A decade of war scenes on TV news does not depict the toll on soldiers as they are under fire or when they return home, says filmmaker Danfung Dennis. His award-winning documentary, Hell and Back Again, aims to do just that, examining the life of one marine’s re-entry to family life after three tours of duty and a serious injury.
Dennis spoke to students and faculty Tuesday afternoon at the IU Cinema as the cinema’s Jorgensen Guest Filmmaker Lecturer. Later that evening, the cinema showed the documentary as the final screening in the Photojournalists at War series, which was sponsored by the IU Cinema and the School of Journalism.
Dennis began covering Iraq and Afghanistan in 2006, and his work has been featured in Time, The New York Times, Le Figaro and other publications as well in Frontline’s “Obama’s War” program.
Those years of experience provided the footing for the project that became Hell and Back Again, which follows Marine Sgt. Nathan Harris of Echo Company in the 2nd Battalion 8th Marines in Helmand Province in 2009. The film juxtaposes the soldier’s experiences in combat on the warfront with the difficulties he suffers while attempting to adjust back to civilian life in North Carolina following a debilitating injury.
“I was embedded with Echo Company 2/8, and we were dropped deep behind enemy lines,” Dennis told the audience under the soft light in the dim cinema. “And within a few hours, we were surrounded and attacked on all sides. The fighting was extremely heavy.”
Armed with a Canon 5D Mark II outfitted with shotgun microphones and mounted onto a customized Glidecam connected to his bullet proof vest, Dennis was embedded in Helmand Province with Harris and his comrades. He began capturing what would be nearly 100 hours of steady cinematic tracking shots of soldiers under fire.

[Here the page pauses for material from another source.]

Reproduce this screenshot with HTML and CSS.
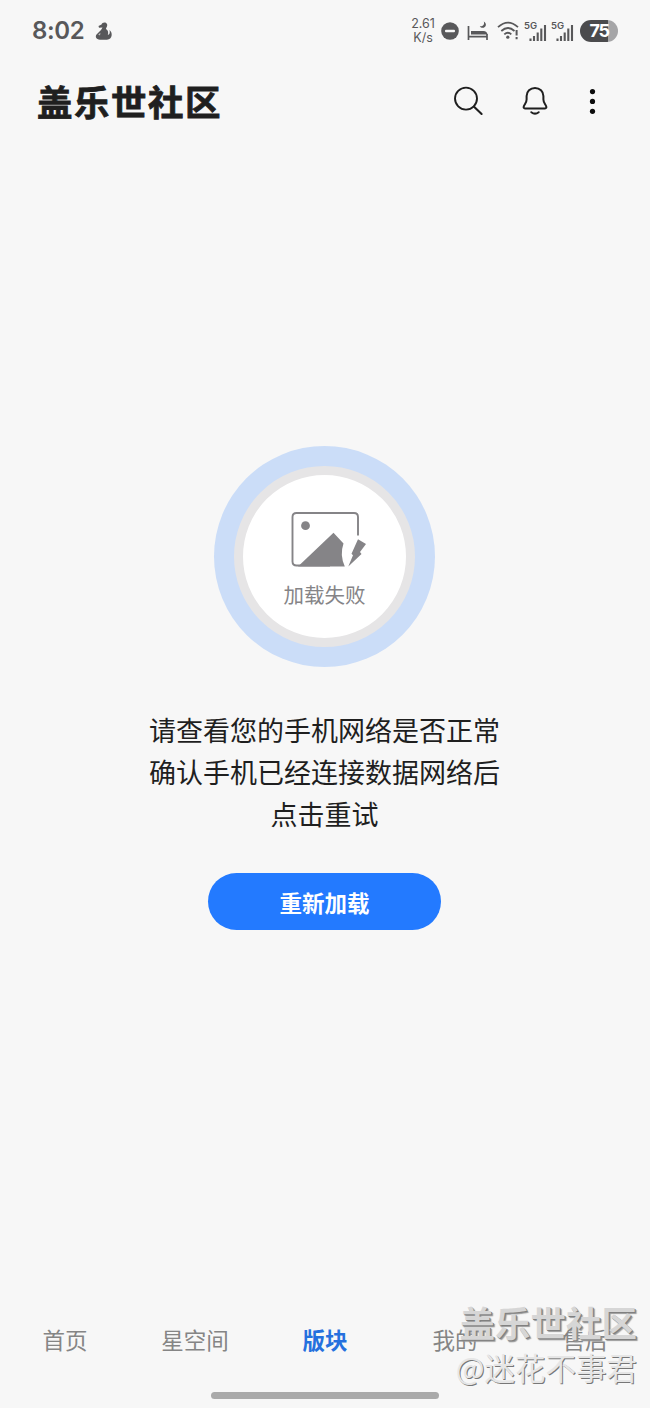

Dennis said his goal was to capture Operation Enduring Freedom and the burgeoning militant insurgency in Afghanistan, using Echo Company’s experiences.
“By the end of the first day, one marine had been killed, a dozen had collapsed from heat exhaustion, and nearly all of us had run out of water,” Dennis said. “And that’s when I first met Sgt. Nathan Harris.”
Harris handed Dennis his own water bottle that day. On his third combat tour, Harris had a passion for being nothing else but a “grunt” fighting on the front lines in the 8th Marines infantry, Dennis said.
“He was an exceptional leader — and really fearless. So I followed him as he pushed into this platoon,” Dennis told the audience. “And it became a story about one man going to war and coming home from it.”
Shortly before embarking on one of the final missions of his tour, Harris was wounded by enemy fire. His injuries added to the difficulties of transitioning back to civilian life for him and his wife, Ashley.
That’s the story Dennis wanted to tell, and he had unrestricted access to the personal lives of Harris and his wife after the soldier’s return to North Carolina. The couple became accustomed to Dennis and his camera, always in the background of their lives, as they dealt with the physical and psychological challenges, and the strain on their marriage.
In the film, Dennis wove footage of Harris and his platoon on the warfront, unloading heavy machine gun clips into enemy positions and ducking away from IED blasts, with scenes of the soldier and of his wife relaxing at home, shopping at Walmart and going to medical appointments.
“The goal was to bridge the reality of the conflict with American consciousness back home,” Dennis explained. For many citizens, their country’s wars are far removed from their day-to-day lives, and the film, Dennis said, could show the sacrifices and hardships of soldiers and their families at war and at home.
Hell and Back Again premiered at the 2011 Sundance Film Festival, where it earned the World Cinema Jury Award and the World Cinema Cinematography Award. The film was nominated earlier this year for a 2012 Academy Award for best feature documentary.
Dennis also talked about his next project, a technological innovation that futher melds photography with computers and gives viewers a panoramic, three dimensional and immersive experience. His company, Condition One, is working on this technique.
Before the lecture, associate professor Jim Kelly introduced Dennis and moderated a short panel discussion that included professors Claude Cookman and Steve Raymer. Lecturer Dennis Elliott also helped organize Dennis’ appearance.
The other two films that were part of the series, War Photographer about photographer James Nachtwey, and James Longley’s Iraq in Fragments, were shown earlier this spring.